L’intervento del vostro affezionatissimo alla Camera dei deputati:

Noi voteremo sì.

Ci pare che questa discussione, che si è dimostrata analitica più di qualsiasi altra, abbia avuto troppa enfasi. Da una parte e dall’altra.

La poesia-sermone di Martin Niemöller «Prima vennero…», citata da un collega, la lascerei ad altre discussioni, ad altre categorie, storie e situazioni. Al razzismo e alla discriminazione, che vedo tornare popolari nel nostro paese afflitto da una crisi di senso oltre che economica e sociale.

«La fine» o addirittura «la morte della democrazia rappresentativa» mi pare riguardare altro, francamente.

Il nostro ruolo e quello delle istituzioni repubblicane è in crisi per ragioni più grandi. Il nostro senso svuotato da poteri più forti di noi. Da organismi né politici né rappresentativi – piuttosto economici e finanziari, luoghi della decisione che non stanno né qui né a Palazzo Chigi.

Anche il dibattito convulso sulla costituzionalità della legge mi pare si chiuda, alla luce della giurisprudenza, a favore del nostro voto e della legge in discussione.

Nella speranza che la legge sia approvata anche al Senato, perché temo che si fermi al Pantheon, proviamo a risolvere il dibattito sulla «casta», parola che è diventata popolare più di ogni altra: parliamo di «real issues» come le chiama Bernie Sanders, di questioni reali, di cose che riguardano la vita delle persone.

Per questa ragione è un errore non avere affrontato anche la questione degli emolumenti e delle retribuzioni, per una loro revisione che distingua ciò che va a reddito e ciò che va rendicontato, come spesa per la propria attività. Sarebbe stato importante ed è importante definire anche questo aspetto, come chiedevamo con la nostra proposta di legge.

Non è però un fatto elettorale, ma una questione di uguaglianza, per noi.

Andiamo avanti, allora. Se vogliamo salvaguardare – come è stato detto – la dignità della politica, occupiamoci del potere e della sua gestione.

Della normativa sul conflitto di interessi, che non è certo quello di uno solo, come è sembrato in questi anni, ma è diffuso e pervasivo a ogni livello.
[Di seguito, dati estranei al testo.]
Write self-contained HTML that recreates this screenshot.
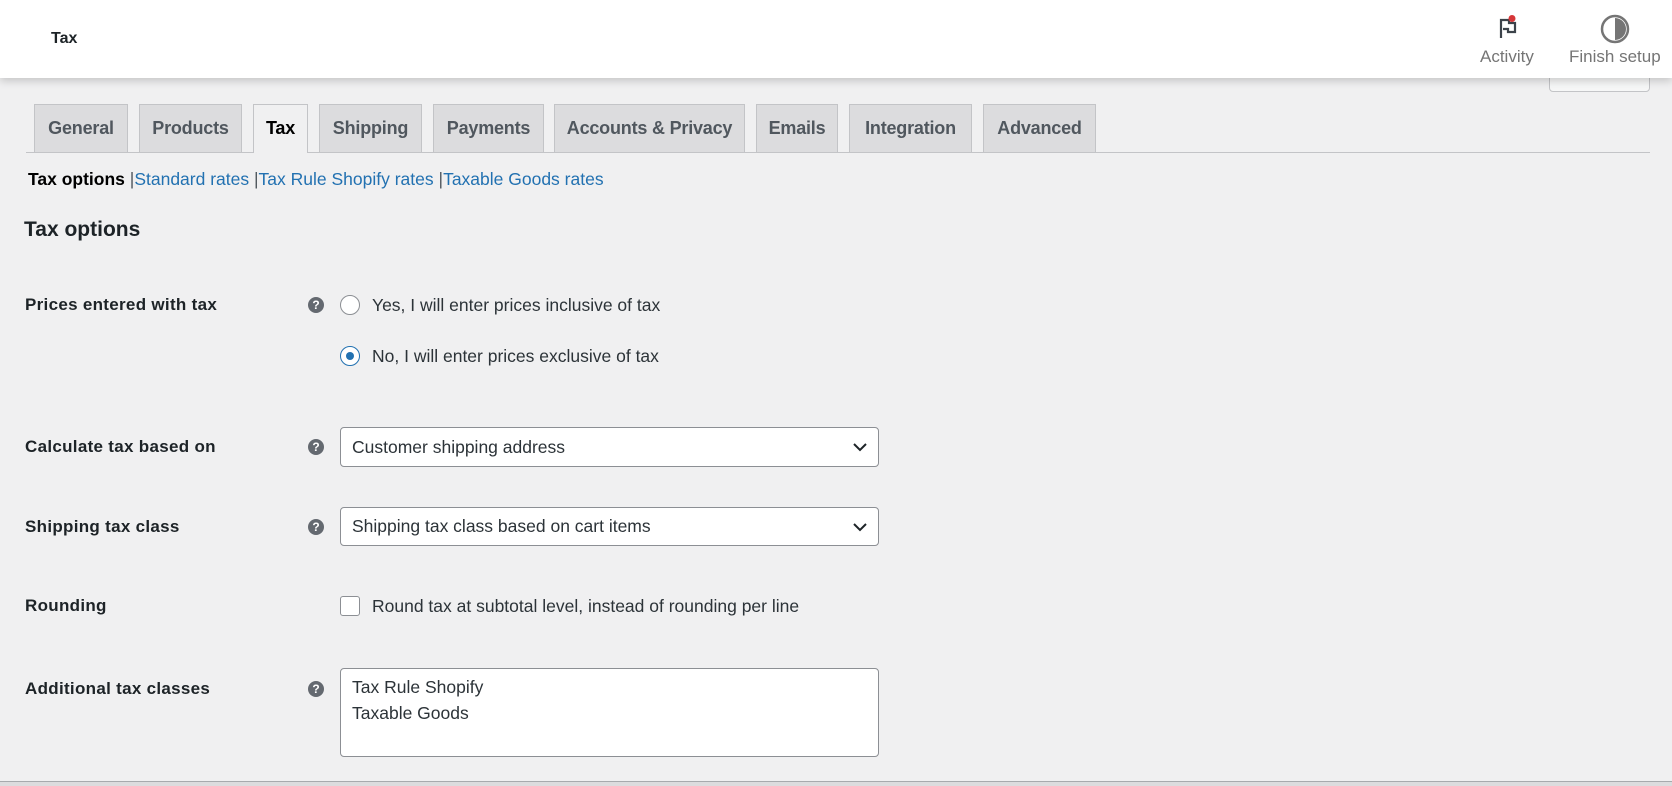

Occupiamoci della trasparenza nei finanziamenti, nelle procedure democratiche, nei rapporti tra società politica e società economica.

Occupiamoci infine e anzi per prima cosa delle condizioni materiale della vita delle persone, delle loro retribuzioni, perché nessuno sia sfruttato, perché esistano condizioni di reddito dignitose per tutti, perché le pensioni tengano conto della fatica della vita vissuta lavorando, perché il tempo e la dote non fuggano quinci e quindi la misura, come diceva il poeta parlando di un’epoca sobria e pudica.

Facciamolo con la comprensione per chi ha poco o nulla, per chi ha rischiato e perso, per chi investe e spera di poterlo fare in un sistema di regole condiviso.

È appunto il senso della misura e della proporzione quello che ci deve guidare: non per prendere un voto in più, ma perché è giusto porsi il problema. Farlo con sincerità, senza ipocrisie, senza confondere gli argomenti, senza stare sulla difensiva.

A nostro modo di vedere, è possibile.